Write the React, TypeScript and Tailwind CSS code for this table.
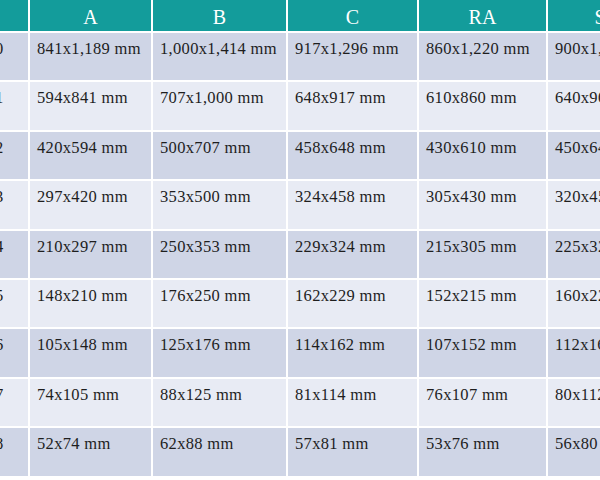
const columns = ['', 'A', 'B', 'C', 'RA', 'S'];

const rows = [
  ['0', '841x1,189 mm', '1,000x1,414 mm', '917x1,296 mm', '860x1,220 mm', '900x1,280 mm'],
  ['1', '594x841 mm', '707x1,000 mm', '648x917 mm', '610x860 mm', '640x900 mm'],
  ['2', '420x594 mm', '500x707 mm', '458x648 mm', '430x610 mm', '450x640 mm'],
  ['3', '297x420 mm', '353x500 mm', '324x458 mm', '305x430 mm', '320x450 mm'],
  ['4', '210x297 mm', '250x353 mm', '229x324 mm', '215x305 mm', '225x320 mm'],
  ['5', '148x210 mm', '176x250 mm', '162x229 mm', '152x215 mm', '160x225 mm'],
  ['6', '105x148 mm', '125x176 mm', '114x162 mm', '107x152 mm', '112x160 mm'],
  ['7', '74x105 mm', '88x125 mm', '81x114 mm', '76x107 mm', '80x112 mm'],
  ['8', '52x74 mm', '62x88 mm', '57x81 mm', '53x76 mm', '56x80 mm']
];

export default function App() {
  return (
    <div className="h-[480px] w-[600px] overflow-hidden bg-white font-['Liberation_Serif',serif]">
      <div className="-ml-[12px] grid w-[680px] grid-cols-[40px_121px_133px_129px_127px_104px] gap-[2px] bg-white">
        {columns.map((c, i) => (
          <div
            key={'h' + i}
            className="flex h-[31px] items-center justify-center bg-[#139c9b] pt-[3px] text-[20px] text-white"
          >
            {c}
          </div>
        ))}
        {rows.map((row, r) =>
          row.map((cell, i) => (
            <div
              key={r + '-' + i}
              className={
                'h-[47.4px] whitespace-nowrap pl-[7px] pt-[5px] text-[16.5px] leading-[22px] tracking-[0.02em] text-[#1e1e1e] ' +
                (r % 2 === 0 ? 'bg-[#cfd5e6]' : 'bg-[#e8ebf4]')
              }
            >
              {cell}
            </div>
          ))
        )}
      </div>
    </div>
  );
}
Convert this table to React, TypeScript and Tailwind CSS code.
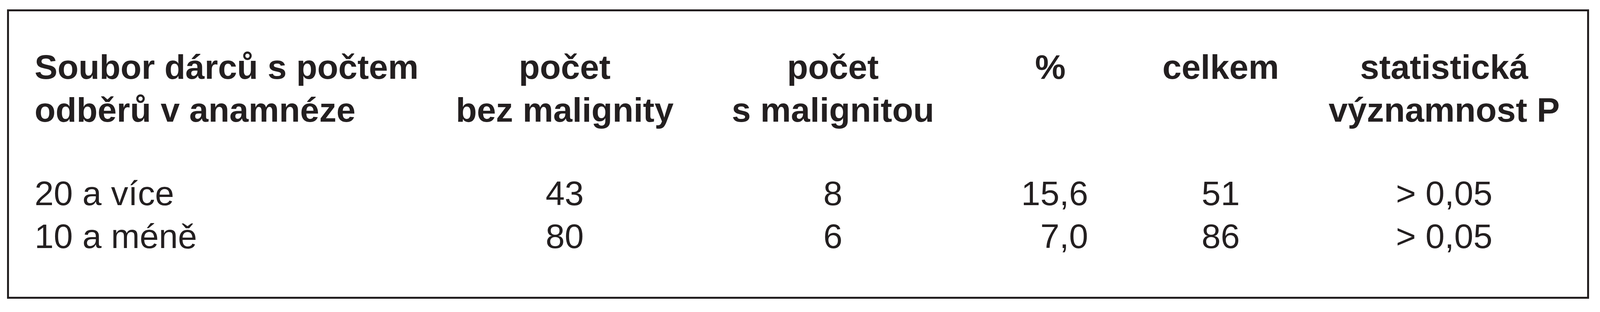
const headers = [
  { lines: ["Soubor dárců s počtem", "odběrů v anamnéze"], align: "text-left" },
  { lines: ["počet", "bez malignity"], align: "text-center" },
  { lines: ["počet", "s malignitou"], align: "text-center" },
  { lines: ["%"], align: "text-center" },
  { lines: ["celkem"], align: "text-center" },
  { lines: ["statistická", "významnost P"], align: "text-center" },
];

const rows = [
  { group: "20 a více", without: "43", withM: "8", pct: "15,6", total: "51", p: "> 0,05" },
  { group: "10 a méně", without: "80", withM: "6", pct: "7,0", total: "86", p: "> 0,05" },
];

// column widths taken from the reference, as shares of the row
const gridCols = "grid grid-cols-[1436fr_800fr_1058fr_448fr_732fr_816fr]";

export default function App() {
  return (
    <div
      className="w-full h-[800px] bg-white pt-[24px] text-[#231f20]"
      style={{ fontFamily: '"Liberation Sans Narrow", "Liberation Sans", Arial, Helvetica, sans-serif' }}
    >
      <div className="ml-[0.433%] mr-[0.686%] h-[742px] border-[5px] border-[#231f20] pt-[88px] pl-[1.607%] pr-[1.57%] text-[88px] leading-[110px]">
        {/* Header */}
        <div className={`${gridCols} font-bold`}>
          {headers.map((h, i) => (
            <div key={i} className={`${h.align} whitespace-nowrap`}>
              {h.lines.map((l) => (
                <div key={l}>{l}</div>
              ))}
            </div>
          ))}
        </div>

        {/* Data */}
        <div className="mt-[104px]">
          {rows.map((r) => (
            <div key={r.group} className={gridCols}>
              <div className="text-left whitespace-nowrap">{r.group}</div>
              <div className="text-center">{r.without}</div>
              <div className="text-center">{r.withM}</div>
              <div className="text-center">
                <span className="inline-block min-w-[2.2em] text-right">{r.pct}</span>
              </div>
              <div className="text-center">{r.total}</div>
              <div className="text-center whitespace-nowrap">{r.p}</div>
            </div>
          ))}
        </div>
      </div>
    </div>
  );
}
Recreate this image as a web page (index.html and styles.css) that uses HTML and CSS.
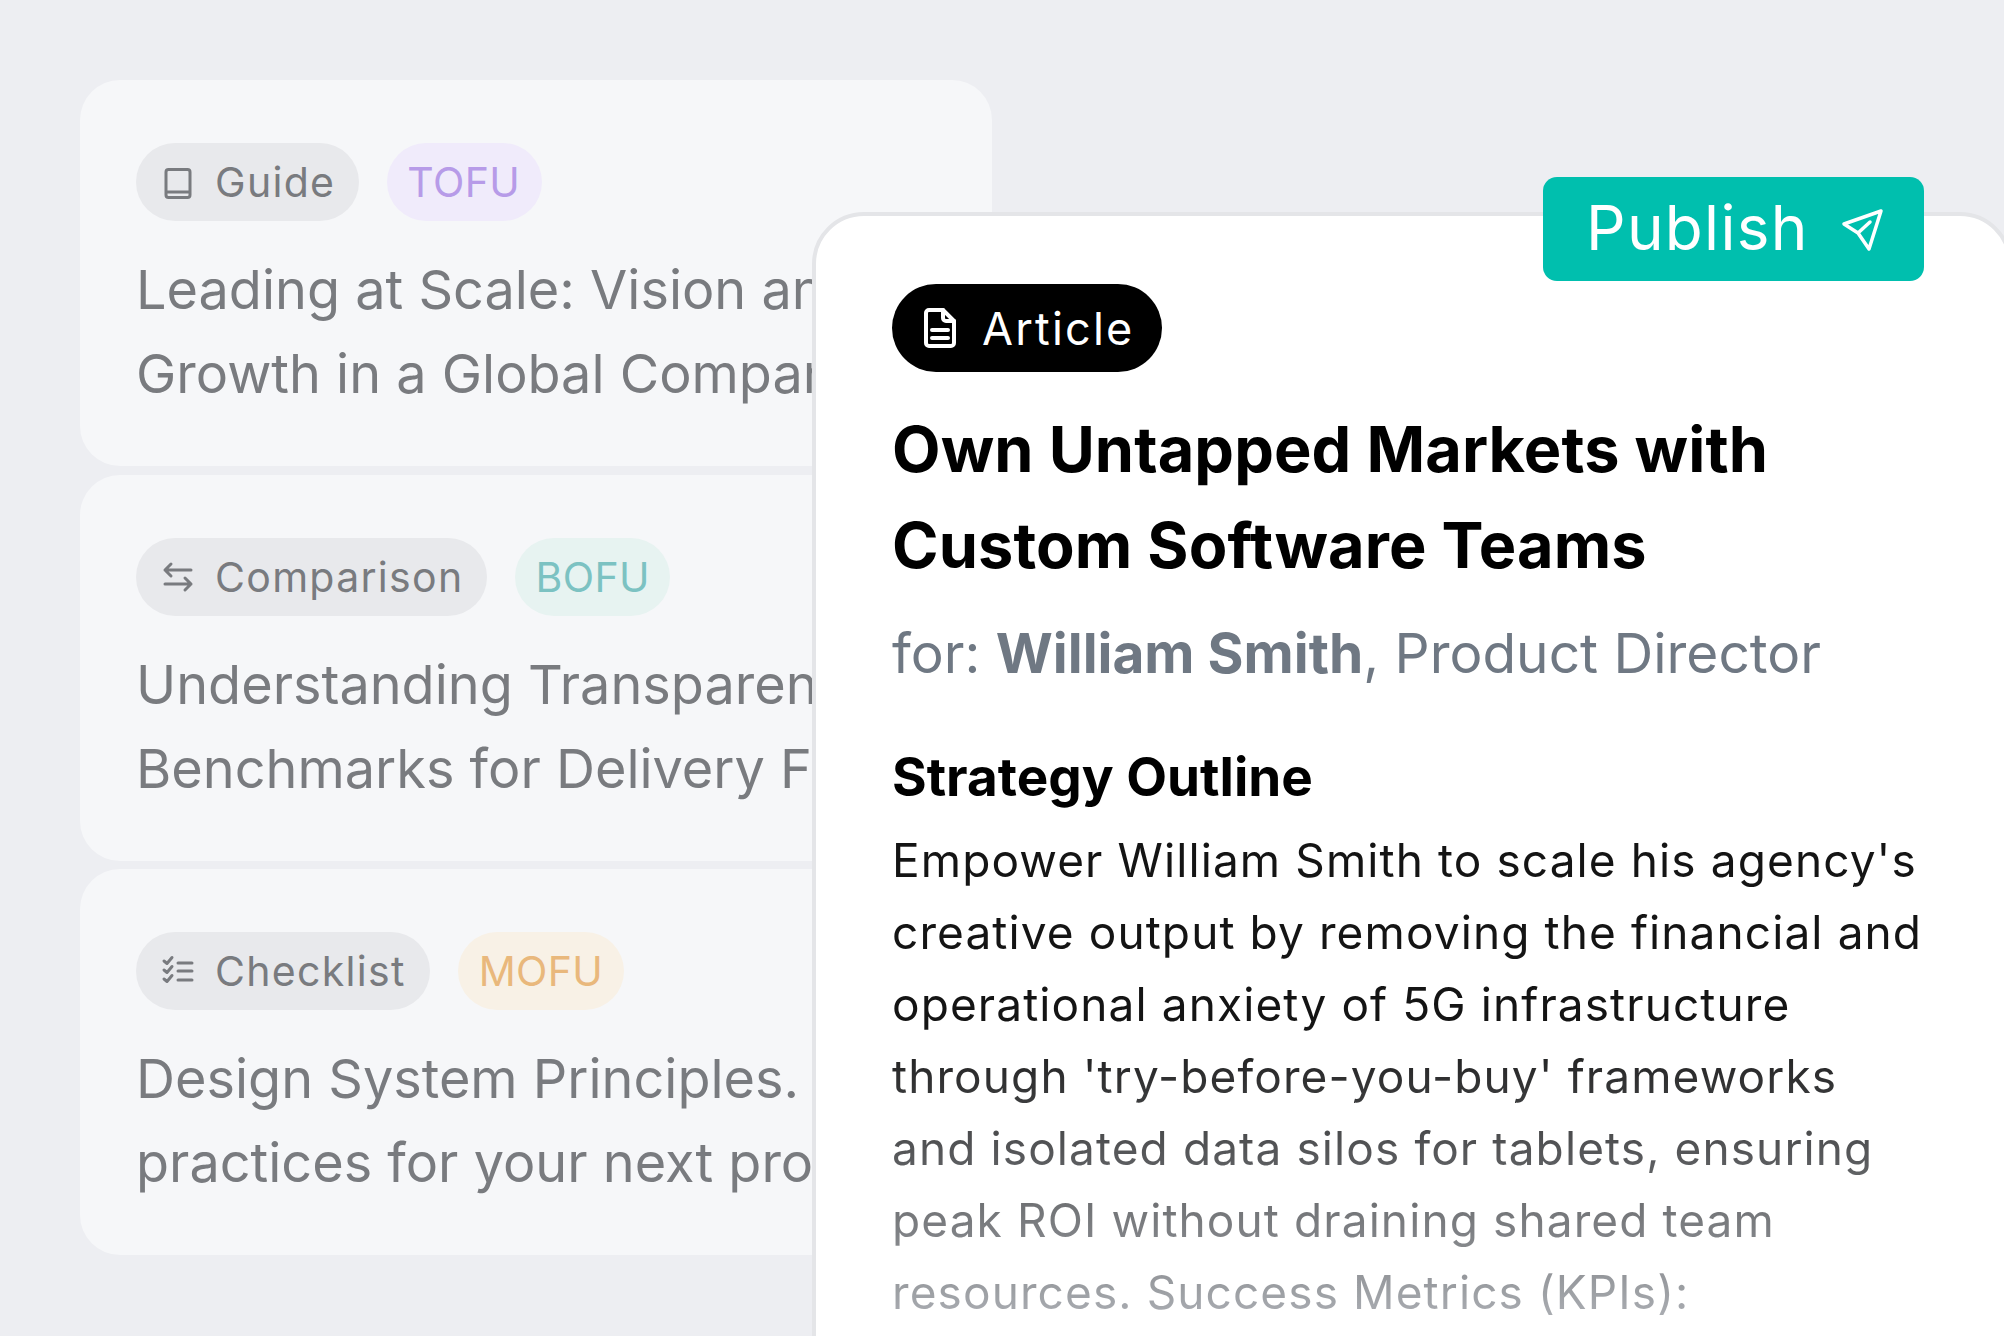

* Work instructions *
Only the number is wanted: how many lines of the data contain the word "TypeScript"?

* Response to the exercise *
2